Development of an integrated genome informatics, data management and workflow infrastructure: a toolbox for the study of complex disease genetics.
Burren OS., Healy BC., Lam AC., Schuilenburg H., Dolman GE., Everett VH., Laneri D., Nutland S., Rance HE., Payne F., Smyth D., Lowe C., Barratt BJ., Twells RCJ., Rainbow DB., Wicker LS., Todd JA., Walker NM., Smink LJ.

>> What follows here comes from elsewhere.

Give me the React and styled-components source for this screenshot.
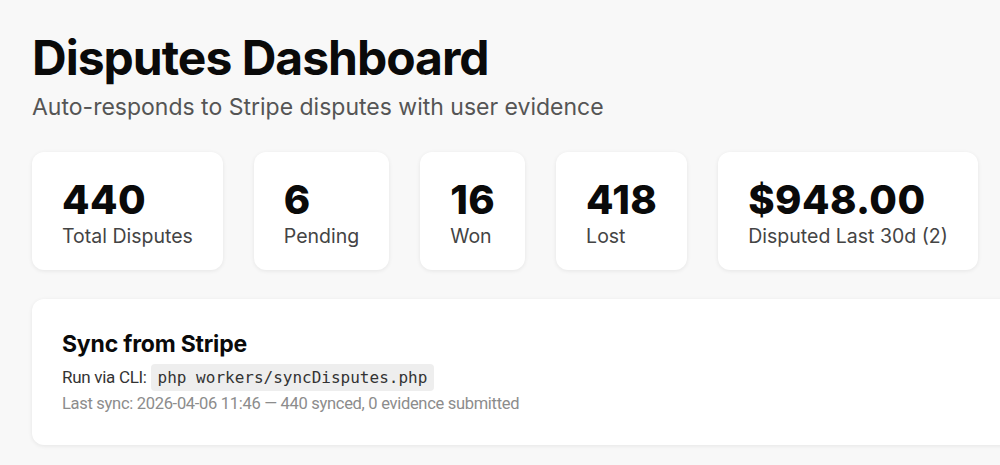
import React from "react";
import styled, { createGlobalStyle } from "styled-components";

const GlobalStyle = createGlobalStyle`
  html, body {
    margin: 0;
    padding: 0;
    background: #f8f8f8;
    overflow: hidden;
  }
  body {
    font-family: "Inter", "Noto Sans", sans-serif;
    color: #111;
  }
`;

const Page = styled.div`
  width: 1100px;
  padding: 28px 32px 32px;
  box-sizing: border-box;
`;

const Title = styled.h1`
  margin: 0;
  font-size: 48px;
  line-height: 60px;
  font-weight: 700;
  letter-spacing: -1px;
  color: #0a0a0a;
`;

const Subtitle = styled.p`
  margin: 5px 0 0;
  font-size: 23px;
  line-height: 28px;
  color: #555;
`;

const StatsRow = styled.div`
  display: flex;
  gap: 31px;
  margin-top: 31px;
`;

const Card = styled.div`
  background: #fff;
  border-radius: 12px;
  box-shadow: 0 1px 4px rgba(0, 0, 0, 0.08);
`;

const StatCard = styled(Card)`
  padding: 24px 30px 22px;
`;

const StatValue = styled.div`
  font-size: 40px;
  line-height: 48px;
  font-weight: 800;
  letter-spacing: 0.4px;
  color: #0a0a0a;
`;

const StatLabel = styled.div`
  font-size: 19.5px;
  line-height: 24px;
  color: #444;
`;

const SyncCard = styled(Card)`
  margin-top: 29px;
  padding: 30px 30px 30px;
`;

const SyncTitle = styled.h2`
  margin: 0;
  font-size: 23px;
  line-height: 30px;
  font-weight: 700;
  letter-spacing: -0.2px;
  color: #0a0a0a;
`;

const SyncLine = styled.div`
  margin-top: 4px;
  font-family: "Roboto", "Inter", sans-serif;
  font-size: 17px;
  line-height: 28px;
  letter-spacing: -0.3px;
  color: #333;
`;

const Code = styled.code`
  font-family: "DejaVu Sans Mono", "Liberation Mono", monospace;
  font-size: 16px;
  letter-spacing: 0;
  background: #eeeeee;
  border-radius: 4px;
  padding: 4px 7px;
  color: #333;
`;

const SyncMeta = styled.div`
  font-family: "Roboto", "Inter", sans-serif;
  font-size: 16.5px;
  line-height: 23px;
  letter-spacing: -0.3px;
  color: #8c8c8c;
`;

const stats = [
  { value: "440", label: "Total Disputes" },
  { value: "6", label: "Pending" },
  { value: "16", label: "Won" },
  { value: "418", label: "Lost" },
  { value: "$948.00", label: "Disputed Last 30d (2)" },
];

const App = () => {
  return (
    <>
      <GlobalStyle />
      <Page>
        <Title>Disputes Dashboard</Title>
        <Subtitle>Auto-responds to Stripe disputes with user evidence</Subtitle>
        <StatsRow>
          {stats.map((s) => (
            <StatCard key={s.label}>
              <StatValue>{s.value}</StatValue>
              <StatLabel>{s.label}</StatLabel>
            </StatCard>
          ))}
        </StatsRow>
        <SyncCard>
          <SyncTitle>Sync from Stripe</SyncTitle>
          <SyncLine>
            Run via CLI: <Code>php workers/syncDisputes.php</Code>
          </SyncLine>
          <SyncMeta>
            Last sync: 2026-04-06 11:46 — 440 synced, 0 evidence submitted
          </SyncMeta>
        </SyncCard>
      </Page>
    </>
  );
};

export default App;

The genetic dissection of complex disease remains a significant challenge. Sample-tracking and the recording, processing and storage of high-throughput laboratory data with public domain data, require integration of databases, genome informatics and genetic analyses in an easily updated and scaleable format. To find genes involved in multifactorial diseases such as type 1 diabetes (T1D), chromosome regions are defined based on functional candidate gene content, linkage information from humans and animal model mapping information. For each region, genomic information is extracted from Ensembl, converted and loaded into ACeDB for manual gene annotation. Homology information is examined using ACeDB tools and the gene structure verified. Manually curated genes are extracted from ACeDB and read into the feature database, which holds relevant local genomic feature data and an audit trail of laboratory investigations. Public domain information, manually curated genes, polymorphisms, primers, linkage and association analyses, with links to our genotyping database, are shown in Gbrowse. This system scales to include genetic, statistical, quality control (QC) and biological data such as expression analyses of RNA or protein, all linked from a genomics integrative display. Our system is applicable to any genetic study of complex disease, of either large or small scale.